# EXERCISE AIM:
Copy every line of the data in which the word "page" occurs.

# THE DATA:
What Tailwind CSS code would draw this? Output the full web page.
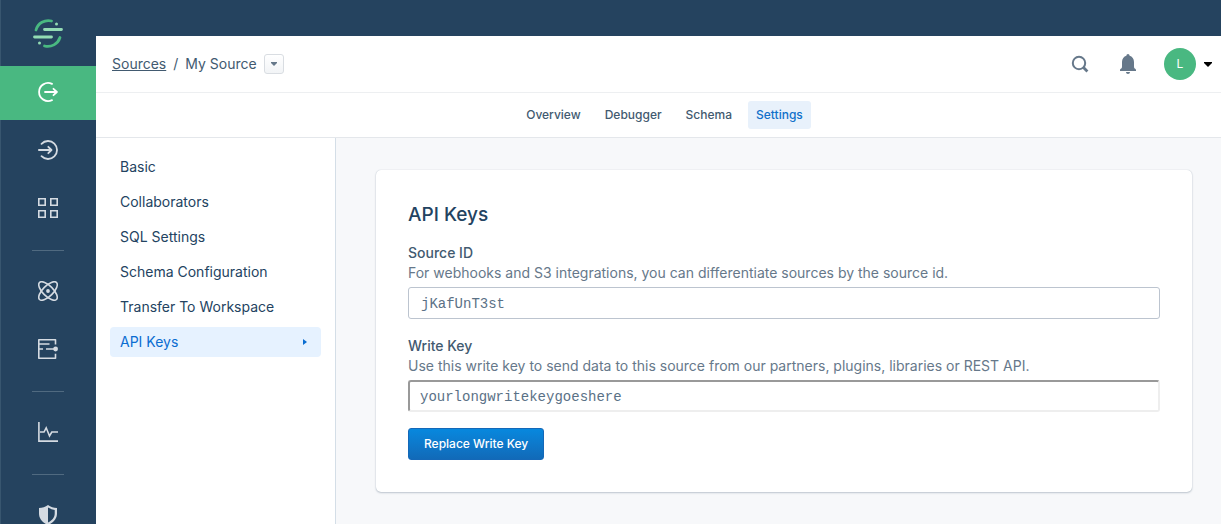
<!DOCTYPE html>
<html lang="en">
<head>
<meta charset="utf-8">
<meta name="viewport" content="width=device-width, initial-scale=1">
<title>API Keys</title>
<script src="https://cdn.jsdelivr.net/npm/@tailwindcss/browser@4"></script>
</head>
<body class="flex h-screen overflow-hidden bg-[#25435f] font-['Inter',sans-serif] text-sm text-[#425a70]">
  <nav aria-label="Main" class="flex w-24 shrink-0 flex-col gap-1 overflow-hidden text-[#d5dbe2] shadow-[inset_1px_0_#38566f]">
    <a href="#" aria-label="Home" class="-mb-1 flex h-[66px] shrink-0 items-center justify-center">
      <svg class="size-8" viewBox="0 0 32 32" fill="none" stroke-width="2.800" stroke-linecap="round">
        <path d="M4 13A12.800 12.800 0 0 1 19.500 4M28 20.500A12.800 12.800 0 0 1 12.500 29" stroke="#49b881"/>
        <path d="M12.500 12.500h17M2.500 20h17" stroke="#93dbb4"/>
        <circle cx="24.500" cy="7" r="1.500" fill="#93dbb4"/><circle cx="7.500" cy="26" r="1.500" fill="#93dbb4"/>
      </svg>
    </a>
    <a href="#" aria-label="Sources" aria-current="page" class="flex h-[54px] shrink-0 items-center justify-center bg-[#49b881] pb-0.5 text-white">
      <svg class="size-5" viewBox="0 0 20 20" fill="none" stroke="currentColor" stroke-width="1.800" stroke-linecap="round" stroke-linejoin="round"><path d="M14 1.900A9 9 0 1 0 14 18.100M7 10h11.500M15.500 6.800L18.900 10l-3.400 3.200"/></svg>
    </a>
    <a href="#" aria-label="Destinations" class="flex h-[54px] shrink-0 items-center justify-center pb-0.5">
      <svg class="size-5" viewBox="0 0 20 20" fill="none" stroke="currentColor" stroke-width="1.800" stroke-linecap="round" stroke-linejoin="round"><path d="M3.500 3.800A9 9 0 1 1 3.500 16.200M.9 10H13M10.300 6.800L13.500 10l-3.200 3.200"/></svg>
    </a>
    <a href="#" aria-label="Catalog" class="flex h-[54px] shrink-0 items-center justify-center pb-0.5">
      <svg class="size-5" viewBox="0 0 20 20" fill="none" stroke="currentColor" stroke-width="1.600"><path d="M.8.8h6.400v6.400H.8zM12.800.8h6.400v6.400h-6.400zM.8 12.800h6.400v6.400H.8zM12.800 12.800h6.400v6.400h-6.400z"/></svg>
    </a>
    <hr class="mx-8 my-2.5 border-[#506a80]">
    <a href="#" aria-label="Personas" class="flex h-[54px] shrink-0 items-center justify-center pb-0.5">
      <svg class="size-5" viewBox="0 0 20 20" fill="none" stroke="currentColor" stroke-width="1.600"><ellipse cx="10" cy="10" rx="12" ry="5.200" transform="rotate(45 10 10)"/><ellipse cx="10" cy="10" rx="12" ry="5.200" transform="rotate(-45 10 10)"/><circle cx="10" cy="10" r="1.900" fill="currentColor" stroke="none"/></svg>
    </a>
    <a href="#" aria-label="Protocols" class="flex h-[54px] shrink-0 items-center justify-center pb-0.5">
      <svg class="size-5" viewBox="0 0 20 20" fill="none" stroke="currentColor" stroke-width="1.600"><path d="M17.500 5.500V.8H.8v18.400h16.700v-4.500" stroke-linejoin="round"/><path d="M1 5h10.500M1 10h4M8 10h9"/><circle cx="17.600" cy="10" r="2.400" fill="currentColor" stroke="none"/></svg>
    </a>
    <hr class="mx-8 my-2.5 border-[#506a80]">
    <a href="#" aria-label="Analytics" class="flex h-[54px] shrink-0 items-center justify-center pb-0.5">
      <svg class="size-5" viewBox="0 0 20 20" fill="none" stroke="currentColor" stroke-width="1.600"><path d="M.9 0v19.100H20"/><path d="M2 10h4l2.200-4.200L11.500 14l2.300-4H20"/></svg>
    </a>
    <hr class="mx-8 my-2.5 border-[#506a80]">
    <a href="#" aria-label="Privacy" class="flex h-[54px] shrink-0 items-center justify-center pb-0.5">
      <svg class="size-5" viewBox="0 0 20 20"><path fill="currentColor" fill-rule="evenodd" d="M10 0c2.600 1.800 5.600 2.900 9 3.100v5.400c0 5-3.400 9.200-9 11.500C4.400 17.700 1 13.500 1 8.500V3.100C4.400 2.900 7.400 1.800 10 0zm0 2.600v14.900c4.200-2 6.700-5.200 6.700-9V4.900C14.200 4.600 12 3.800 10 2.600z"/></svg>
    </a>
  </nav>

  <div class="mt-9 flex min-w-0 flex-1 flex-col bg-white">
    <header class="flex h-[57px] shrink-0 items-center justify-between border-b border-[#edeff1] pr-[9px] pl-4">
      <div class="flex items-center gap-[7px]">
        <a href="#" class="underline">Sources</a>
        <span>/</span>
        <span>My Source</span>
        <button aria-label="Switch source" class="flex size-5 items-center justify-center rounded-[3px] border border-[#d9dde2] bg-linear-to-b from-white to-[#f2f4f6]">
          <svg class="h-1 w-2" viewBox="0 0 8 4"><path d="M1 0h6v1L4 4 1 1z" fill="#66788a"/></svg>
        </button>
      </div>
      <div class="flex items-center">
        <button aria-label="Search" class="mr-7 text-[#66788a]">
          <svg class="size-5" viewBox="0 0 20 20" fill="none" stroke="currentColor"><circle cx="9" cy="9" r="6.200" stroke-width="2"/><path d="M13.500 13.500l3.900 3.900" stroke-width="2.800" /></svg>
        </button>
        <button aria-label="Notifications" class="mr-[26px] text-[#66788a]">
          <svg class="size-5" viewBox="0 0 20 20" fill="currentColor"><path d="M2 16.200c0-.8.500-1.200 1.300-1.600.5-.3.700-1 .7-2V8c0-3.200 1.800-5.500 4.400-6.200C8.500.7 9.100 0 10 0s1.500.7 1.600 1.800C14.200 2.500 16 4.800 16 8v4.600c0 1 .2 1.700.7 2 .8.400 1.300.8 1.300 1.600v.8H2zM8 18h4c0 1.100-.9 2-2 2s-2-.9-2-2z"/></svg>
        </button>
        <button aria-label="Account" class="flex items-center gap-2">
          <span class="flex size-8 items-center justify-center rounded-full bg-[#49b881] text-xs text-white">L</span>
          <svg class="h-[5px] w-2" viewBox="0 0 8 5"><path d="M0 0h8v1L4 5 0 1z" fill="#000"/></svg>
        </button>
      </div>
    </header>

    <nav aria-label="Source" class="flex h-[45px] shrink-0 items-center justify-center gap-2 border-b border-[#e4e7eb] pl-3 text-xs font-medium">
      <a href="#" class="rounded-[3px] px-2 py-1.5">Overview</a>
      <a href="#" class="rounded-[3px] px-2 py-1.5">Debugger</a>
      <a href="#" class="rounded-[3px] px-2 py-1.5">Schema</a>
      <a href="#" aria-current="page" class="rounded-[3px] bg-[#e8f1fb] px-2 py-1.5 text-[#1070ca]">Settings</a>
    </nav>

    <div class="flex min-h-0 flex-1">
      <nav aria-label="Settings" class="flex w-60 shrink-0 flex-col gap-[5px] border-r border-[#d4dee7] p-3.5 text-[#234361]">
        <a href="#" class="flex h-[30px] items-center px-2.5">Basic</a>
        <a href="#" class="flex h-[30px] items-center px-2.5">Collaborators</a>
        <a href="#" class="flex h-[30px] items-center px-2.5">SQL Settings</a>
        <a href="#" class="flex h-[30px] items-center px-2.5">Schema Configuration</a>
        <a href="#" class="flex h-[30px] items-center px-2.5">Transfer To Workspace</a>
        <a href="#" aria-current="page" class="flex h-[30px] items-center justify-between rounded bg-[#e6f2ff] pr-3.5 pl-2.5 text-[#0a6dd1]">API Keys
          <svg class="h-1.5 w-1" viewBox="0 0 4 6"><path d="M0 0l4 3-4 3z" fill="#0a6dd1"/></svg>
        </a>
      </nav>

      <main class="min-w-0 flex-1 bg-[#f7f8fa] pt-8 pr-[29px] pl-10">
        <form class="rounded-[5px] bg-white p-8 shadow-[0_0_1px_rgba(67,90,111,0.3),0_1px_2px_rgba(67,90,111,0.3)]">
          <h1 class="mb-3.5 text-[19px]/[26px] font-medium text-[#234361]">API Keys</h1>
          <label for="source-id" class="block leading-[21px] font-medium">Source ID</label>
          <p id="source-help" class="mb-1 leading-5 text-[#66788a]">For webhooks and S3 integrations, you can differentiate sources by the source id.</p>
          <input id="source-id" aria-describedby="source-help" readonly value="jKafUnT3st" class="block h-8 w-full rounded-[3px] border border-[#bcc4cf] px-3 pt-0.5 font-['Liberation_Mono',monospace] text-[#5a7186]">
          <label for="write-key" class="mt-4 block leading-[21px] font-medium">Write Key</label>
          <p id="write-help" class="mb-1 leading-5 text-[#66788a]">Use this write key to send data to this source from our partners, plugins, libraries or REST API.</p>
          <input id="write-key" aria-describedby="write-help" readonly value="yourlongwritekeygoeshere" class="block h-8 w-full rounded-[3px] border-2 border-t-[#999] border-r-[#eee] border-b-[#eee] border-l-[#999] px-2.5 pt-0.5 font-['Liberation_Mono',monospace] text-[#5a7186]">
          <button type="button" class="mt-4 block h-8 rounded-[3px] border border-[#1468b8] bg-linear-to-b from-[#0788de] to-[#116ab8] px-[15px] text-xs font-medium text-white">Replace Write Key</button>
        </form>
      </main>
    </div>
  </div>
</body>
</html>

* * *

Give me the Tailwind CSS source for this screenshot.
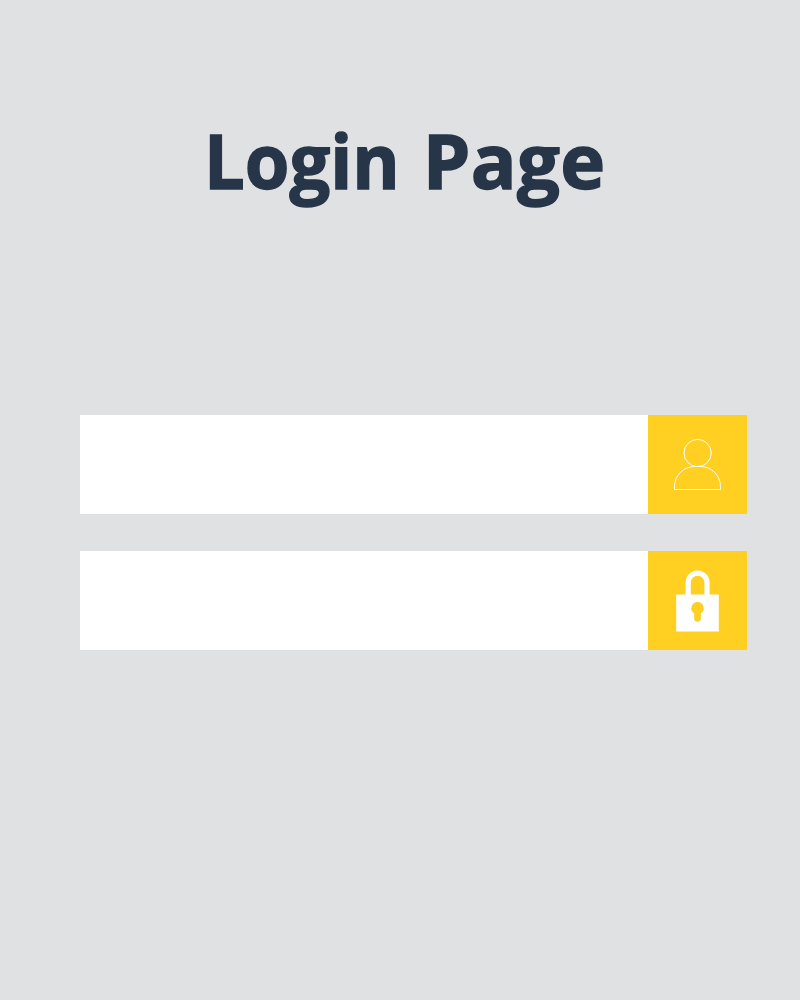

# OUTPUT OF THE EXERCISE:
What Tailwind CSS code would draw this? Output the full web page.
    <a href="#" aria-label="Sources" aria-current="page" class="flex h-[54px] shrink-0 items-center justify-center bg-[#49b881] pb-0.5 text-white">
      <a href="#" aria-current="page" class="rounded-[3px] bg-[#e8f1fb] px-2 py-1.5 text-[#1070ca]">Settings</a>
        <a href="#" aria-current="page" class="flex h-[30px] items-center justify-between rounded bg-[#e6f2ff] pr-3.5 pl-2.5 text-[#0a6dd1]">API Keys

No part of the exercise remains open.